### Material
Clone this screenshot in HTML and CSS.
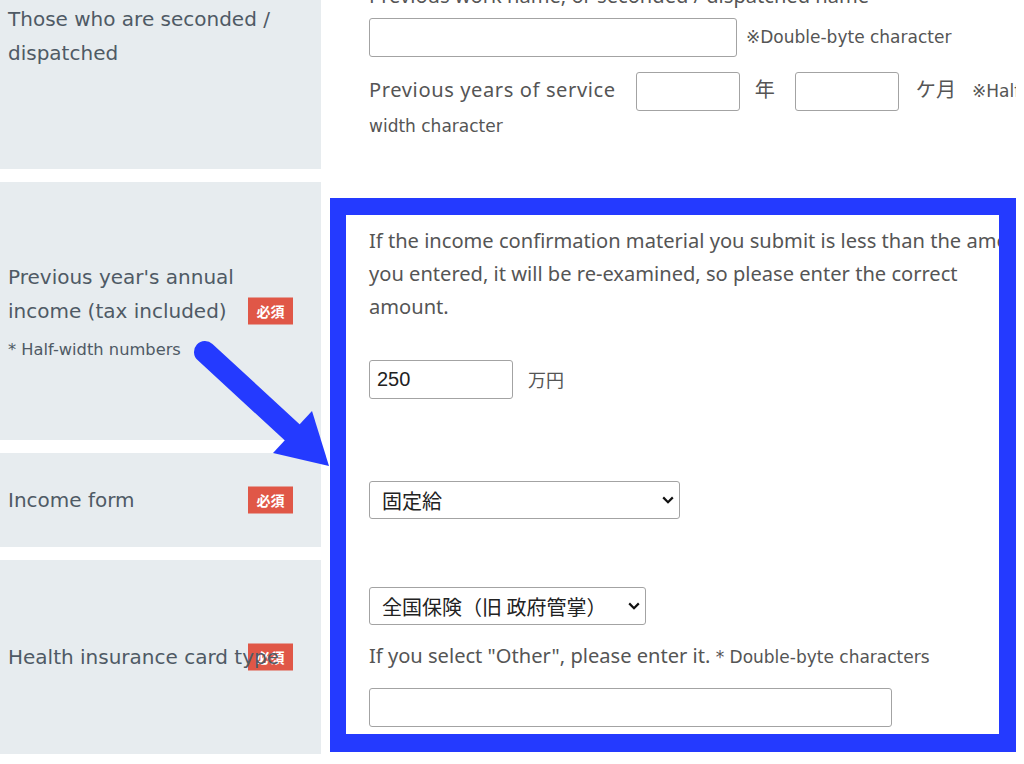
FILE: index.html
```html
<!DOCTYPE html>
<html lang="en">
<head>
<meta charset="utf-8">
<title>Application form</title>
<link rel="stylesheet" href="styles.css">
</head>
<body>
<div class="page">
  <div class="form">
    <div class="row row-seconded">
      <div class="label-cell label-top">
        <div class="label-block"><span class="label">Those who are seconded / dispatched</span></div>
      </div>
      <div class="field-cell cell-seconded">
        <p class="field-title">Previous work name, or seconded / dispatched name</p>
        <div class="field-line"><input class="input input-name" type="text"><span class="note">※Double-byte character</span></div>
        <div class="service"><span class="service-label">Previous years of service</span><input class="input input-years" type="text"><span class="unit unit-year">年</span><input class="input input-years" type="text"><span class="unit unit-month">ケ月</span><span class="note note-service">※Half-<br>width character</span></div>
      </div>
    </div>

    <div class="row row-income">
      <div class="label-cell">
        <div class="label-block">
          <span class="label">Previous year's annual income (tax included)</span>
          <span class="sub-note">* Half-width numbers</span>
        </div>
        <span class="badge">必須</span>
      </div>
      <div class="field-cell cell-income">
        <p class="notice">If the income confirmation material you submit is less than the amount<br>you entered, it will be re-examined, so please enter the correct<br>amount.</p>
        <div class="field-line amount"><input class="input input-amount" type="text" value="250"><span class="unit unit-yen">万円</span></div>
      </div>
    </div>

    <div class="row row-form">
      <div class="label-cell">
        <div class="label-block"><span class="label">Income form</span></div>
        <span class="badge">必須</span>
      </div>
      <div class="field-cell cell-form">
        <div class="select-wrap select-form">
          <select class="select"><option>固定給</option></select>
          <svg class="chevron" width="12" height="8" viewBox="0 0 12 8"><path d="M1.2 1.4 6 6.2 10.8 1.4" fill="none" stroke="#111" stroke-width="2.2"/></svg>
        </div>
      </div>
    </div>

    <div class="row row-insurance">
      <div class="label-cell">
        <div class="label-block"><span class="label">Health insurance card type</span></div>
        <span class="badge">必須</span>
      </div>
      <div class="field-cell cell-insurance">
        <div class="select-wrap select-insurance">
          <select class="select"><option>全国保険（旧 政府管掌）</option></select>
          <svg class="chevron" width="12" height="8" viewBox="0 0 12 8"><path d="M1.2 1.4 6 6.2 10.8 1.4" fill="none" stroke="#111" stroke-width="2.2"/></svg>
        </div>
        <p class="hint">If you select "Other", please enter it. <span class="note-inline">* Double-byte characters</span></p>
        <input class="input input-other" type="text">
      </div>
    </div>
  </div>
</div>

<div class="edge-mask"></div>
<div class="highlight"></div>
<svg class="arrow" width="145" height="135" viewBox="0 0 145 135">
  <line x1="15" y1="17" x2="104" y2="99" stroke="#243aff" stroke-width="22" stroke-linecap="round"/>
  <polygon points="122,76 83,118 139,131" fill="#243aff"/>
</svg>
</body>
</html>
```

FILE: styles.css
```css
html, body {
  margin: 0;
  padding: 0;
  overflow: hidden;
  background: #fff;
}

body {
  width: 1024px;
  height: 764px;
  position: relative;
  font-family: "Noto Sans", "Noto Sans CJK JP", sans-serif;
  color: #555;
}

.page {
  margin-top: -48px;
  width: 1120px;
}

.form {
  display: flex;
  flex-direction: column;
  gap: 13px;
}

.row {
  display: grid;
  grid-template-columns: 321px 1fr;
}

/* ---------- label column ---------- */
.label-cell {
  background: #e7ecef;
  position: relative;
  padding: 0 28px 0 8px;
  display: flex;
  align-items: center;
  font-family: "DejaVu Sans", "Noto Sans CJK JP", sans-serif;
  font-size: 20px;
  line-height: 34px;
  color: #4f5a65;
}

.label-top {
  align-items: flex-start;
  padding-top: 50px;
}

.label-block {
  position: relative;
  z-index: 1;
  display: flex;
  flex-direction: column;
}

.sub-note {
  font-size: 16.3px;
  line-height: 24px;
  margin-top: 10px;
}

.badge {
  position: absolute;
  right: 28px;
  top: 50%;
  transform: translateY(-50%);
  width: 45px;
  height: 27px;
  background: #e05747;
  color: #fff;
  font-family: "Noto Sans CJK JP", sans-serif;
  font-weight: 700;
  font-size: 14px;
  line-height: 27px;
  text-align: center;
  z-index: 0;
}

/* ---------- field column ---------- */
.field-cell {
  padding: 28px 20px 28px 48px;
  font-size: 20.1px;
  line-height: 33px;
  white-space: nowrap;
}

.cell-seconded {
  padding-top: 27px;
  padding-bottom: 26px;
}

.field-title {
  margin: 0;
}

.field-line {
  display: flex;
  align-items: center;
  height: 39px;
  margin-top: 6px;
}

.input {
  box-sizing: border-box;
  height: 39px;
  border: 1px solid #a3a3a3;
  border-radius: 3px;
  background: #fff;
  font-family: "Liberation Sans", "Noto Sans CJK JP", sans-serif;
  font-size: 20px;
  color: #222;
  padding: 0 7px;
  margin: 0;
}

.input-name {
  width: 368px;
}

.note {
  font-family: "DejaVu Sans", "Noto Sans CJK JP", sans-serif;
  font-size: 17px;
  margin-left: 9px;
}

.service {
  margin-top: 15px;
  line-height: 34px;
}

.service-label {
  letter-spacing: 0.6px;
}

.input-years {
  width: 104px;
  vertical-align: middle;
  margin: -4px 0 -4px 20px;
}

.unit {
  font-family: "Noto Sans CJK JP", sans-serif;
}

.unit-year {
  margin-left: 15px;
}

.unit-month {
  margin-left: 17px;
}

.note-service {
  margin-left: 16px;
}

.notice {
  margin: 14px 0 0;
}

.amount {
  margin-top: 37px;
  margin-bottom: 13px;
}

.input-amount {
  width: 144px;
}

.unit-yen {
  margin-left: 15px;
  font-size: 18px;
}

.select-wrap {
  display: inline-block;
  position: relative;
  vertical-align: top;
}

.select {
  display: block;
  -webkit-appearance: none;
  appearance: none;
  box-sizing: border-box;
  height: 38px;
  border: 1px solid #a3a3a3;
  border-radius: 3px;
  background: #fff;
  color: #222;
  font-family: "Noto Sans CJK JP", sans-serif;
  font-size: 20px;
  padding: 0 0 0 12px;
  margin: 0;
}

.select-form .select {
  width: 311px;
}

.select-insurance .select {
  width: 277px;
}

.chevron {
  position: absolute;
  right: 6px;
  top: 15px;
  pointer-events: none;
}

.cell-insurance {
  padding-top: 27px;
  padding-bottom: 27px;
}

.hint {
  margin: 14px 0 0;
}

.note-inline {
  font-family: "DejaVu Sans", "Noto Sans CJK JP", sans-serif;
  font-size: 17px;
}

.input-other {
  display: block;
  width: 523px;
  margin-top: 14px;
}

/* ---------- annotation overlay ---------- */
.edge-mask {
  position: absolute;
  top: 0;
  right: 0;
  width: 8px;
  height: 100%;
  background: #fff;
}

.highlight {
  position: absolute;
  left: 330px;
  top: 198px;
  width: 686px;
  height: 554px;
  box-sizing: border-box;
  border-style: solid;
  border-color: #243aff;
  border-width: 17px 17px 18px 16px;
  pointer-events: none;
}

.arrow {
  position: absolute;
  left: 190px;
  top: 335px;
  pointer-events: none;
}
```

### Exercise description
Leave every image out, and retype the material exactly.

### Expected output
Clone this screenshot in HTML and CSS.
FILE: index.html
```html
<!DOCTYPE html>
<html lang="en">
<head>
<meta charset="utf-8">
<title>Application form</title>
<link rel="stylesheet" href="styles.css">
</head>
<body>
<div class="page">
  <div class="form">
    <div class="row row-seconded">
      <div class="label-cell label-top">
        <div class="label-block"><span class="label">Those who are seconded / dispatched</span></div>
      </div>
      <div class="field-cell cell-seconded">
        <p class="field-title">Previous work name, or seconded / dispatched name</p>
        <div class="field-line"><input class="input input-name" type="text"><span class="note">※Double-byte character</span></div>
        <div class="service"><span class="service-label">Previous years of service</span><input class="input input-years" type="text"><span class="unit unit-year">年</span><input class="input input-years" type="text"><span class="unit unit-month">ケ月</span><span class="note note-service">※Half-<br>width character</span></div>
      </div>
    </div>

    <div class="row row-income">
      <div class="label-cell">
        <div class="label-block">
          <span class="label">Previous year's annual income (tax included)</span>
          <span class="sub-note">* Half-width numbers</span>
        </div>
        <span class="badge">必須</span>
      </div>
      <div class="field-cell cell-income">
        <p class="notice">If the income confirmation material you submit is less than the amount<br>you entered, it will be re-examined, so please enter the correct<br>amount.</p>
        <div class="field-line amount"><input class="input input-amount" type="text" value="250"><span class="unit unit-yen">万円</span></div>
      </div>
    </div>

    <div class="row row-form">
      <div class="label-cell">
        <div class="label-block"><span class="label">Income form</span></div>
        <span class="badge">必須</span>
      </div>
      <div class="field-cell cell-form">
        <div class="select-wrap select-form">
          <select class="select"><option>固定給</option></select>
          <svg class="chevron" width="12" height="8" viewBox="0 0 12 8"><path d="M1.2 1.4 6 6.2 10.8 1.4" fill="none" stroke="#111" stroke-width="2.2"/></svg>
        </div>
      </div>
    </div>

    <div class="row row-insurance">
      <div class="label-cell">
        <div class="label-block"><span class="label">Health insurance card type</span></div>
        <span class="badge">必須</span>
      </div>
      <div class="field-cell cell-insurance">
        <div class="select-wrap select-insurance">
          <select class="select"><option>全国保険（旧 政府管掌）</option></select>
          <svg class="chevron" width="12" height="8" viewBox="0 0 12 8"><path d="M1.2 1.4 6 6.2 10.8 1.4" fill="none" stroke="#111" stroke-width="2.2"/></svg>
        </div>
        <p class="hint">If you select "Other", please enter it. <span class="note-inline">* Double-byte characters</span></p>
        <input class="input input-other" type="text">
      </div>
    </div>
  </div>
</div>

<div class="edge-mask"></div>
<div class="highlight"></div>
<svg class="arrow" width="145" height="135" viewBox="0 0 145 135">
  <line x1="15" y1="17" x2="104" y2="99" stroke="#243aff" stroke-width="22" stroke-linecap="round"/>
  <polygon points="122,76 83,118 139,131" fill="#243aff"/>
</svg>
</body>
</html>
```

FILE: styles.css
```css
html, body {
  margin: 0;
  padding: 0;
  overflow: hidden;
  background: #fff;
}

body {
  width: 1024px;
  height: 764px;
  position: relative;
  font-family: "Noto Sans", "Noto Sans CJK JP", sans-serif;
  color: #555;
}

.page {
  margin-top: -48px;
  width: 1120px;
}

.form {
  display: flex;
  flex-direction: column;
  gap: 13px;
}

.row {
  display: grid;
  grid-template-columns: 321px 1fr;
}

/* ---------- label column ---------- */
.label-cell {
  background: #e7ecef;
  position: relative;
  padding: 0 28px 0 8px;
  display: flex;
  align-items: center;
  font-family: "DejaVu Sans", "Noto Sans CJK JP", sans-serif;
  font-size: 20px;
  line-height: 34px;
  color: #4f5a65;
}

.label-top {
  align-items: flex-start;
  padding-top: 50px;
}

.label-block {
  position: relative;
  z-index: 1;
  display: flex;
  flex-direction: column;
}

.sub-note {
  font-size: 16.3px;
  line-height: 24px;
  margin-top: 10px;
}

.badge {
  position: absolute;
  right: 28px;
  top: 50%;
  transform: translateY(-50%);
  width: 45px;
  height: 27px;
  background: #e05747;
  color: #fff;
  font-family: "Noto Sans CJK JP", sans-serif;
  font-weight: 700;
  font-size: 14px;
  line-height: 27px;
  text-align: center;
  z-index: 0;
}

/* ---------- field column ---------- */
.field-cell {
  padding: 28px 20px 28px 48px;
  font-size: 20.1px;
  line-height: 33px;
  white-space: nowrap;
}

.cell-seconded {
  padding-top: 27px;
  padding-bottom: 26px;
}

.field-title {
  margin: 0;
}

.field-line {
  display: flex;
  align-items: center;
  height: 39px;
  margin-top: 6px;
}

.input {
  box-sizing: border-box;
  height: 39px;
  border: 1px solid #a3a3a3;
  border-radius: 3px;
  background: #fff;
  font-family: "Liberation Sans", "Noto Sans CJK JP", sans-serif;
  font-size: 20px;
  color: #222;
  padding: 0 7px;
  margin: 0;
}

.input-name {
  width: 368px;
}

.note {
  font-family: "DejaVu Sans", "Noto Sans CJK JP", sans-serif;
  font-size: 17px;
  margin-left: 9px;
}

.service {
  margin-top: 15px;
  line-height: 34px;
}

.service-label {
  letter-spacing: 0.6px;
}

.input-years {
  width: 104px;
  vertical-align: middle;
  margin: -4px 0 -4px 20px;
}

.unit {
  font-family: "Noto Sans CJK JP", sans-serif;
}

.unit-year {
  margin-left: 15px;
}

.unit-month {
  margin-left: 17px;
}

.note-service {
  margin-left: 16px;
}

.notice {
  margin: 14px 0 0;
}

.amount {
  margin-top: 37px;
  margin-bottom: 13px;
}

.input-amount {
  width: 144px;
}

.unit-yen {
  margin-left: 15px;
  font-size: 18px;
}

.select-wrap {
  display: inline-block;
  position: relative;
  vertical-align: top;
}

.select {
  display: block;
  -webkit-appearance: none;
  appearance: none;
  box-sizing: border-box;
  height: 38px;
  border: 1px solid #a3a3a3;
  border-radius: 3px;
  background: #fff;
  color: #222;
  font-family: "Noto Sans CJK JP", sans-serif;
  font-size: 20px;
  padding: 0 0 0 12px;
  margin: 0;
}

.select-form .select {
  width: 311px;
}

.select-insurance .select {
  width: 277px;
}

.chevron {
  position: absolute;
  right: 6px;
  top: 15px;
  pointer-events: none;
}

.cell-insurance {
  padding-top: 27px;
  padding-bottom: 27px;
}

.hint {
  margin: 14px 0 0;
}

.note-inline {
  font-family: "DejaVu Sans", "Noto Sans CJK JP", sans-serif;
  font-size: 17px;
}

.input-other {
  display: block;
  width: 523px;
  margin-top: 14px;
}

/* ---------- annotation overlay ---------- */
.edge-mask {
  position: absolute;
  top: 0;
  right: 0;
  width: 8px;
  height: 100%;
  background: #fff;
}

.highlight {
  position: absolute;
  left: 330px;
  top: 198px;
  width: 686px;
  height: 554px;
  box-sizing: border-box;
  border-style: solid;
  border-color: #243aff;
  border-width: 17px 17px 18px 16px;
  pointer-events: none;
}

.arrow {
  position: absolute;
  left: 190px;
  top: 335px;
  pointer-events: none;
}
```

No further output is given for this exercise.